* Exercise
Return the data exactly, with all pictures removed.

━━━━━━━━

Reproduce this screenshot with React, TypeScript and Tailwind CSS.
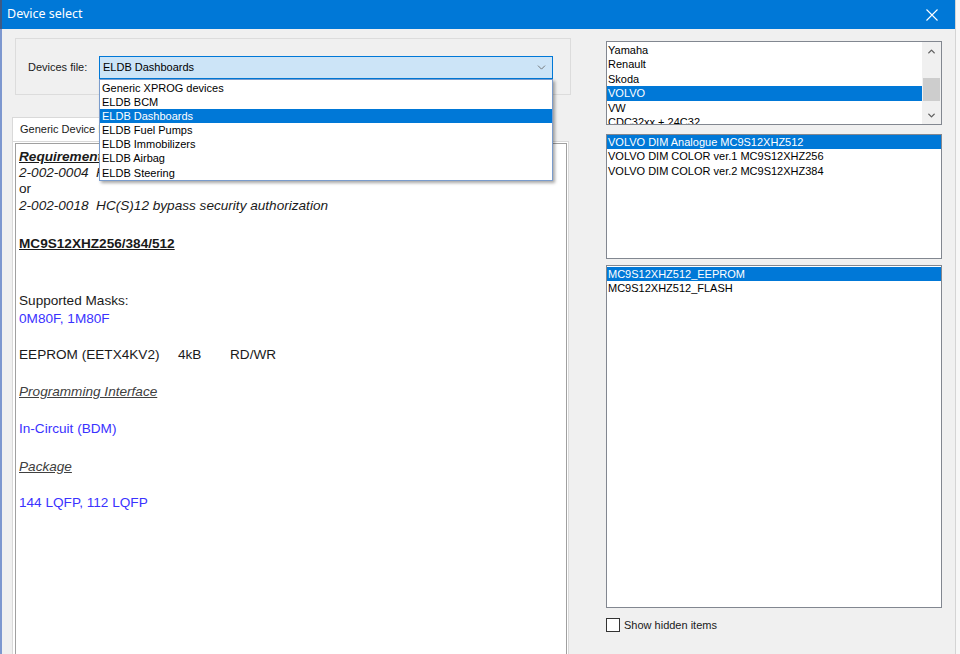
import { ChevronDown, ChevronUp } from "lucide-react";

const deviceFiles = [
  "Generic XPROG devices",
  "ELDB BCM",
  "ELDB Dashboards",
  "ELDB Fuel Pumps",
  "ELDB Immobilizers",
  "ELDB Airbag",
  "ELDB Steering",
];

const brands = ["Yamaha", "Renault", "Skoda", "VOLVO", "VW", "CDC32xx + 24C32"];

const models = [
  "VOLVO DIM Analogue MC9S12XHZ512",
  "VOLVO DIM COLOR ver.1 MC9S12XHZ256",
  "VOLVO DIM COLOR ver.2 MC9S12XHZ384",
];

const memories = ["MC9S12XHZ512_EEPROM", "MC9S12XHZ512_FLASH"];

function Row({ text, selected }: { text: string; selected?: boolean }) {
  return (
    <div
      className={`h-[14.4px] leading-[14.4px] pl-[1px] whitespace-nowrap ${
        selected ? "bg-[#0078d7] text-white" : "text-black"
      }`}
    >
      {text}
    </div>
  );
}

export default function App() {
  return (
    <div className="w-[960px] h-[654px] bg-[#f7f7f7] overflow-hidden font-['Liberation_Sans',Arial,sans-serif] text-[11px]">
      <div className="w-[956px] h-full flex flex-col border-r border-[#d4d4d4]">
        {/* Title bar */}
        <div className="h-[29px] shrink-0 bg-[#0078d7] flex items-center justify-between border-l-2 border-[#3d5a86]">
          <span className="pl-[5px] text-white text-[12.5px] font-['Noto_Sans',sans-serif]">Device select</span>
          <svg width="12" height="12" viewBox="0 0 12 12" className="mr-[17px]">
            <path d="M0.5 0.5 L11.5 11.5 M11.5 0.5 L0.5 11.5" stroke="white" strokeWidth="1.1" fill="none" />
          </svg>
        </div>

        {/* Body */}
        <div className="flex-1 flex bg-[#f0f0f0] border-l-2 border-[#7d97cf] min-h-0">
          {/* Left column */}
          <div className="w-[574px] flex flex-col min-h-0">
            {/* Group box */}
            <div className="ml-[13px] mt-[9px] w-[556px] h-[57px] shrink-0 border border-[#dcdcdc] flex items-start pt-[17px] pl-[12px]">
              <div className="w-[71px] h-[23px] leading-[23px] text-[#1a1a1a]">Devices file:</div>
              <div className="relative w-[454px] h-[23px] bg-[#cce4f7] border border-[#0078d7] flex items-center justify-between pl-[3px] pr-[4px]">
                <span className="text-black">ELDB Dashboards</span>
                <ChevronDown className="w-[13px] h-[13px] text-[#606060]" strokeWidth={1.5} />

                {/* Dropdown list */}
                <div className="absolute left-[-1px] top-[22px] w-[454px] bg-white border border-[#7a9ccc] py-[0.5px] z-10 shadow-[2px_2px_3px_rgba(0,0,0,0.35)]">
                  {deviceFiles.map((f) => (
                    <div
                      key={f}
                      className={`h-[14.2px] leading-[14.2px] pl-[2px] ${
                        f === "ELDB Dashboards" ? "bg-[#0078d7] text-white" : "text-black"
                      }`}
                    >
                      {f}
                    </div>
                  ))}
                </div>
              </div>
            </div>

            {/* Tab header */}
            <div className="ml-[10px] mt-[22px] w-[120px] h-[24px] shrink-0 bg-white border-l border-t border-r border-[#d9d9d9] pl-[7px] leading-[22px] text-[#1a1a1a]">
              Generic Device Info
            </div>

            {/* Tab page */}
            <div className="ml-[10px] w-[557px] flex-1 bg-white border border-b-0 border-[#d9d9d9] pt-[1px] pl-[2px] pr-[1px] min-h-0">
              <div className="h-full border border-b-0 border-[#a0a0a0] pl-[3px] pt-[5px] text-[13.6px] leading-[16px] text-[#1a1a1a]">
                <div className="font-bold italic underline">Requirements</div>
                <div className="italic whitespace-pre">2-002-0004  HC(S)12 adapter</div>
                <div>or</div>
                <div className="italic whitespace-pre mt-[0.5px]">2-002-0018  HC(S)12 bypass security authorization</div>
                <div className="font-bold underline mt-[22px]">MC9S12XHZ256/384/512</div>
                <div className="mt-[41px]">Supported Masks:</div>
                <div className="mt-[2px] text-[#3a32ff]">0M80F, 1M80F</div>
                <div className="mt-[20px] flex">
                  <span className="w-[159px]">EEPROM (EETX4KV2)</span>
                  <span className="w-[52px]">4kB</span>
                  <span>RD/WR</span>
                </div>
                <div className="mt-[21px] italic underline text-[#404040]">Programming Interface</div>
                <div className="mt-[21px] text-[#3a32ff]">In-Circuit (BDM)</div>
                <div className="mt-[22px] italic underline text-[#404040]">Package</div>
                <div className="mt-[20px] text-[#3a32ff]">144 LQFP, 112 LQFP</div>
              </div>
            </div>
          </div>

          {/* Right column */}
          <div className="pl-[30px] w-[366px] flex flex-col">
            {/* Brands list with scrollbar */}
            <div className="mt-[12px] h-[84px] bg-white border border-[#828790] flex overflow-hidden">
              <div className="flex-1 pt-[1px] overflow-hidden">
                {brands.map((b) => (
                  <Row key={b} text={b} selected={b === "VOLVO"} />
                ))}
              </div>
              <div className="w-[19px] bg-[#f0f0f0] flex flex-col items-center">
                <div className="h-[18px] flex items-center justify-center">
                  <ChevronUp className="w-[11px] h-[11px] text-[#606060]" strokeWidth={3} />
                </div>
                <div className="mt-[18px] w-[17px] h-[23px] bg-[#cdcdcd]" />
                <div className="flex-1" />
                <div className="h-[18px] flex items-center justify-center">
                  <ChevronDown className="w-[11px] h-[11px] text-[#606060]" strokeWidth={3} />
                </div>
              </div>
            </div>

            {/* Models list */}
            <div className="mt-[9px] h-[125px] bg-white border border-[#828790] overflow-hidden">
              {models.map((m, i) => (
                <Row key={m} text={m} selected={i === 0} />
              ))}
            </div>

            {/* Memory list */}
            <div className="mt-[6px] h-[343px] bg-white border border-[#828790] pt-[1px] overflow-hidden">
              {memories.map((m, i) => (
                <Row key={m} text={m} selected={i === 0} />
              ))}
            </div>

            {/* Checkbox */}
            <label className="mt-[9px] flex items-center gap-[4px] text-[#1a1a1a]">
              <span className="w-[14px] h-[14px] bg-white border border-[#333333]" />
              <span>Show hidden items</span>
            </label>
          </div>
        </div>
      </div>
    </div>
  );
}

━━━━━━━━

* Solution for this problem
Reproduce this screenshot with React, TypeScript and Tailwind CSS.
import { ChevronDown, ChevronUp } from "lucide-react";

const deviceFiles = [
  "Generic XPROG devices",
  "ELDB BCM",
  "ELDB Dashboards",
  "ELDB Fuel Pumps",
  "ELDB Immobilizers",
  "ELDB Airbag",
  "ELDB Steering",
];

const brands = ["Yamaha", "Renault", "Skoda", "VOLVO", "VW", "CDC32xx + 24C32"];

const models = [
  "VOLVO DIM Analogue MC9S12XHZ512",
  "VOLVO DIM COLOR ver.1 MC9S12XHZ256",
  "VOLVO DIM COLOR ver.2 MC9S12XHZ384",
];

const memories = ["MC9S12XHZ512_EEPROM", "MC9S12XHZ512_FLASH"];

function Row({ text, selected }: { text: string; selected?: boolean }) {
  return (
    <div
      className={`h-[14.4px] leading-[14.4px] pl-[1px] whitespace-nowrap ${
        selected ? "bg-[#0078d7] text-white" : "text-black"
      }`}
    >
      {text}
    </div>
  );
}

export default function App() {
  return (
    <div className="w-[960px] h-[654px] bg-[#f7f7f7] overflow-hidden font-['Liberation_Sans',Arial,sans-serif] text-[11px]">
      <div className="w-[956px] h-full flex flex-col border-r border-[#d4d4d4]">
        {/* Title bar */}
        <div className="h-[29px] shrink-0 bg-[#0078d7] flex items-center justify-between border-l-2 border-[#3d5a86]">
          <span className="pl-[5px] text-white text-[12.5px] font-['Noto_Sans',sans-serif]">Device select</span>
          <svg width="12" height="12" viewBox="0 0 12 12" className="mr-[17px]">
            <path d="M0.5 0.5 L11.5 11.5 M11.5 0.5 L0.5 11.5" stroke="white" strokeWidth="1.1" fill="none" />
          </svg>
        </div>

        {/* Body */}
        <div className="flex-1 flex bg-[#f0f0f0] border-l-2 border-[#7d97cf] min-h-0">
          {/* Left column */}
          <div className="w-[574px] flex flex-col min-h-0">
            {/* Group box */}
            <div className="ml-[13px] mt-[9px] w-[556px] h-[57px] shrink-0 border border-[#dcdcdc] flex items-start pt-[17px] pl-[12px]">
              <div className="w-[71px] h-[23px] leading-[23px] text-[#1a1a1a]">Devices file:</div>
              <div className="relative w-[454px] h-[23px] bg-[#cce4f7] border border-[#0078d7] flex items-center justify-between pl-[3px] pr-[4px]">
                <span className="text-black">ELDB Dashboards</span>
                <ChevronDown className="w-[13px] h-[13px] text-[#606060]" strokeWidth={1.5} />

                {/* Dropdown list */}
                <div className="absolute left-[-1px] top-[22px] w-[454px] bg-white border border-[#7a9ccc] py-[0.5px] z-10 shadow-[2px_2px_3px_rgba(0,0,0,0.35)]">
                  {deviceFiles.map((f) => (
                    <div
                      key={f}
                      className={`h-[14.2px] leading-[14.2px] pl-[2px] ${
                        f === "ELDB Dashboards" ? "bg-[#0078d7] text-white" : "text-black"
                      }`}
                    >
                      {f}
                    </div>
                  ))}
                </div>
              </div>
            </div>

            {/* Tab header */}
            <div className="ml-[10px] mt-[22px] w-[120px] h-[24px] shrink-0 bg-white border-l border-t border-r border-[#d9d9d9] pl-[7px] leading-[22px] text-[#1a1a1a]">
              Generic Device Info
            </div>

            {/* Tab page */}
            <div className="ml-[10px] w-[557px] flex-1 bg-white border border-b-0 border-[#d9d9d9] pt-[1px] pl-[2px] pr-[1px] min-h-0">
              <div className="h-full border border-b-0 border-[#a0a0a0] pl-[3px] pt-[5px] text-[13.6px] leading-[16px] text-[#1a1a1a]">
                <div className="font-bold italic underline">Requirements</div>
                <div className="italic whitespace-pre">2-002-0004  HC(S)12 adapter</div>
                <div>or</div>
                <div className="italic whitespace-pre mt-[0.5px]">2-002-0018  HC(S)12 bypass security authorization</div>
                <div className="font-bold underline mt-[22px]">MC9S12XHZ256/384/512</div>
                <div className="mt-[41px]">Supported Masks:</div>
                <div className="mt-[2px] text-[#3a32ff]">0M80F, 1M80F</div>
                <div className="mt-[20px] flex">
                  <span className="w-[159px]">EEPROM (EETX4KV2)</span>
                  <span className="w-[52px]">4kB</span>
                  <span>RD/WR</span>
                </div>
                <div className="mt-[21px] italic underline text-[#404040]">Programming Interface</div>
                <div className="mt-[21px] text-[#3a32ff]">In-Circuit (BDM)</div>
                <div className="mt-[22px] italic underline text-[#404040]">Package</div>
                <div className="mt-[20px] text-[#3a32ff]">144 LQFP, 112 LQFP</div>
              </div>
            </div>
          </div>

          {/* Right column */}
          <div className="pl-[30px] w-[366px] flex flex-col">
            {/* Brands list with scrollbar */}
            <div className="mt-[12px] h-[84px] bg-white border border-[#828790] flex overflow-hidden">
              <div className="flex-1 pt-[1px] overflow-hidden">
                {brands.map((b) => (
                  <Row key={b} text={b} selected={b === "VOLVO"} />
                ))}
              </div>
              <div className="w-[19px] bg-[#f0f0f0] flex flex-col items-center">
                <div className="h-[18px] flex items-center justify-center">
                  <ChevronUp className="w-[11px] h-[11px] text-[#606060]" strokeWidth={3} />
                </div>
                <div className="mt-[18px] w-[17px] h-[23px] bg-[#cdcdcd]" />
                <div className="flex-1" />
                <div className="h-[18px] flex items-center justify-center">
                  <ChevronDown className="w-[11px] h-[11px] text-[#606060]" strokeWidth={3} />
                </div>
              </div>
            </div>

            {/* Models list */}
            <div className="mt-[9px] h-[125px] bg-white border border-[#828790] overflow-hidden">
              {models.map((m, i) => (
                <Row key={m} text={m} selected={i === 0} />
              ))}
            </div>

            {/* Memory list */}
            <div className="mt-[6px] h-[343px] bg-white border border-[#828790] pt-[1px] overflow-hidden">
              {memories.map((m, i) => (
                <Row key={m} text={m} selected={i === 0} />
              ))}
            </div>

            {/* Checkbox */}
            <label className="mt-[9px] flex items-center gap-[4px] text-[#1a1a1a]">
              <span className="w-[14px] h-[14px] bg-white border border-[#333333]" />
              <span>Show hidden items</span>
            </label>
          </div>
        </div>
      </div>
    </div>
  );
}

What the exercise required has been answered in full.